Firstly, congrats on sending out your text message campaign! If you’re new to SMS marketing you’ve taken the hardest step: just getting started. Now comes the important measurement stage.
But how and what do you measure after you have sent a text message? When it comes to SMS marketing there are a handful of things you can do from a measurement perspective. And granted, they aren’t as extensive as email marketing but they certainly can give you valuable insight into your customers. The great thing is that measurement procedures are all fairly easy to manage. Here are a few metrics to follow when running your text message campaign:
The very first thing you need to do once you’ve sent your text message is to check in and determine how many of your contacts received your text message. If you don’t determine this, you’re statistics are going to be using the total number of contacts you sent to which will likely dilute your percentages as you calculate other statistics.
Subscriber growth means taking a look at the number of people you had on your list prior to starting your text message campaign versus the number of people on your list once your campaign has ended. Pretty simple.
The time period for which you’ll be measuring subscriber growth will be based entirely on the amount of time you run your campaign for. But a good rule of thumb is to measure for a duration of one week prior to your campaign start date until one week following the end of your campaign whilst continuously measuring on a weekly basis as well.
Measuring the number of subscribers before the campaign was launched will give you a good “before and after” snapshot to show you the total number of new subscribers you have gained since running the campaign. Including the week following the last day of your text message campaign may only be applicable to those of you that have a longer offer or redeem period. For example, you sent your last text message on January 25th but people could redeem your offer until January 31st. If you just measure until the 25th, you’re going to leave out the last minute redeemers in your reporting.
By measuring the growth on a weekly basis, you’ll also be able to better deduce why certain text messages gave more growth than others, giving yourself the chance to repeat them before campaign’s end.
Subscriber Churn Rate
Subscriber churn rate measures the frequency at which people are opting out of your text message campaign over time. Most companies will be measuring total churn rate (that is, all customers even those not communicated to via text messages) on a monthly, quarterly or yearly basis. Ideally, you do not want your churn rate to be over 2-3% regardless of how often you measure.
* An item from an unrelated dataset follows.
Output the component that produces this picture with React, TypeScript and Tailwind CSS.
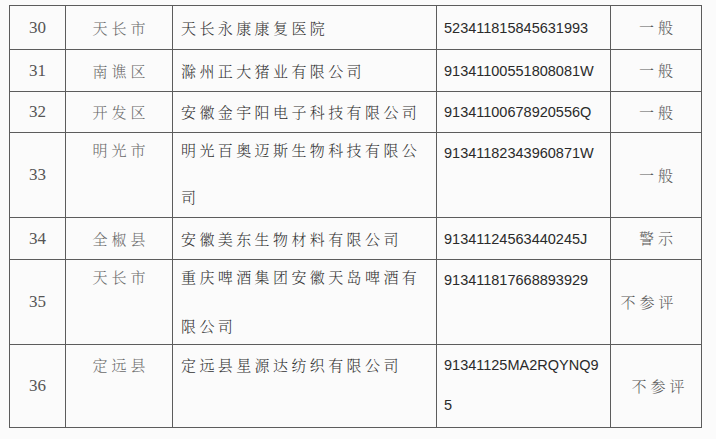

One important thing to note is that churn rates should be measured both throughout individual campaigns but also in comparison to past text message campaigns. Doing so will give you insights into not only the number of customers lost in individual campaigns but also the impact this has on greater business goals over the long-term.
How to calculate churn rate:
If you’ve not calculated churn rate before, use this equation to determine percentages for each text message campaign.
Churn rate = # of lost subscribers during a given period / # of subscribers you had at the beginning of that time period
This is what you’ll monitor on a campaign-by-campaign basis to determine the total number or percentage of customers that redeem your offers shared with text messages.
This statistic is usually the very first statistic that people measure once they have sent out a text message campaign. And for good reason – it’s a pretty good indicator for success. But keep in mind that the success of a campaign doesn’t simply come from knowing this statistic. Its real worth comes when used in combination with the rest of the KPIs we’ve covered in this post.
Cost Per Redeeming Subscriber
From the redemption rate, you can determine the cost of communicating with each customer that receives your text messages. Simply use the below equation:
Cost per redeeming subscriber = total cost of text messages sent / # of redeeming subscribers
I send 50 text messages to customers offering a buy one month get one free offer and 20 redeem the offer. It costs me 20 cents to send one text message. To work out how much it costs me to gain a redeeming subscriber I would use:
Cost per redeeming subscriber = 200 / 20 redeeming subscribers
Therefore, it costs me 10 dollars for every redeeming subscriber. Knowing this value helps me better plan for future campaigns and whether more budget can be added in order to obtain more redeemed offers.